According to Philip Yancey, grace is something that contradicts our common sense, violates our human instincts, and defy our logic. I agree.
When a man murders the son of another man, and the offender is accused in the court, as I said earlier, he has to face judgement. And if the father withdrew his charge and asked the judge not to punish the murderer, that’s pardon. Yet, if the father shifted his focus from the law to the matters of his heart by absolving the offender, he’s forgiving.
Now, if the father, in a bitter twist, instead of demanding justice for his son, offered himself to be punished in place of his son’s murderer, and then offered the murderer to be the heir of his wealth, business, and all of his properties (realizing that his son is already dead), that—as painful as it may—is true grace.
By offering himself in place of the offender, he is satisfying justice and extending forgiveness at the same time, merging it in one act called grace.
How can I fathom the depth of this teaching?

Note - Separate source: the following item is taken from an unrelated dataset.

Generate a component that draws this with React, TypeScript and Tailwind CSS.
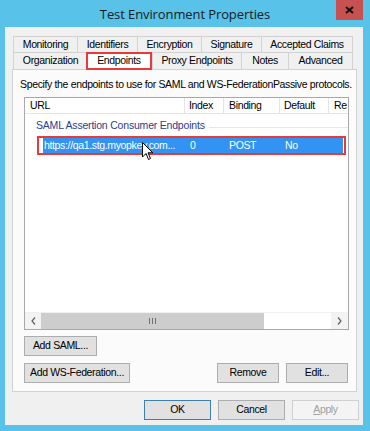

I may ask, “Who in the world, and in his right logical mind, would offer himself to be punished in place of his son’s murderer, and offer all his wealth to be inherited by the same murderer?” Is it logical or at least fair to promote the one who deserves to be demoted?
Of course not. But grace is not about logic, nor it’s about fairness.
We, fair-minded people are often infuriated by such stories. We want fairness, justice, equality. At most, we want revenge. At least, we want people to “receive exactly what they deserve, nothing more, nothing less.” We concentrate on our human rights—right to speak, right to express, right to take revenge.
We don’t want the undeserving to receive what he doesn’t deserve, much more to receive the very opposite of what he deserves.
We don’t promote employees who deserve to be demoted, nor we give first price to the weakest player in the tournament. No, we don’t give honor medals to the lowest ranking students nor we bestow the heirship or inheritance to the murderer of our sons. We don’t reward the unscrupulous; we punish them.
Given a choice between justice and grace, we tend to choose justice, for we are all accustomed to it. Justice, for us, is the natural thing, the logical choice, the fair option.
Yet, in the Bible, we see a very clear condition. We are the undeserving, the offenders, the sinners. All of us don’t deserve heaven, instead we deserve hell. But what happened? Jesus Christ accepted the death penalty for us so we become heirs of his father. Transferring the sonship to us and accepting the penalty for our sins, we become heirs to his father’s wealth while he suffers for us. Jesus’ life shows us what grace is.
Daily Encounters. In the day to day reality of our lives, we prefer justice to grace. We think we don’t need grace because we don’t understand it. It is difficult to grasp.
Grace becomes incomprehensible if we see ourselves as perfect, blameless individuals. If we are too proud of our titles, of our accomplishments, of our medals and academic degrees, of everything that we have earned, if we become too proud, and have an unrealistic view of ourselves—believing that we are holier, better, kinder, humbler, and more deserving than others, then grace becomes too difficult to understand. If in case we understand it, it even becomes too hard to swallow.
If we don’t see ourselves as sinners, we tend to choose justice instead of grace. If we don’t see our own imperfections and shortcomings, we “logically” choose justice.
Pride and arrogance fool us and cloud our vision so fiercely that we cannot see the images of grace. Because of pride, we want to earn everything, including grace. But grace cannot be earned.
In the realms of grace, no one is deserving; we stand in common ground. Indeed, grace is unnatural, unfair, and beyond logic.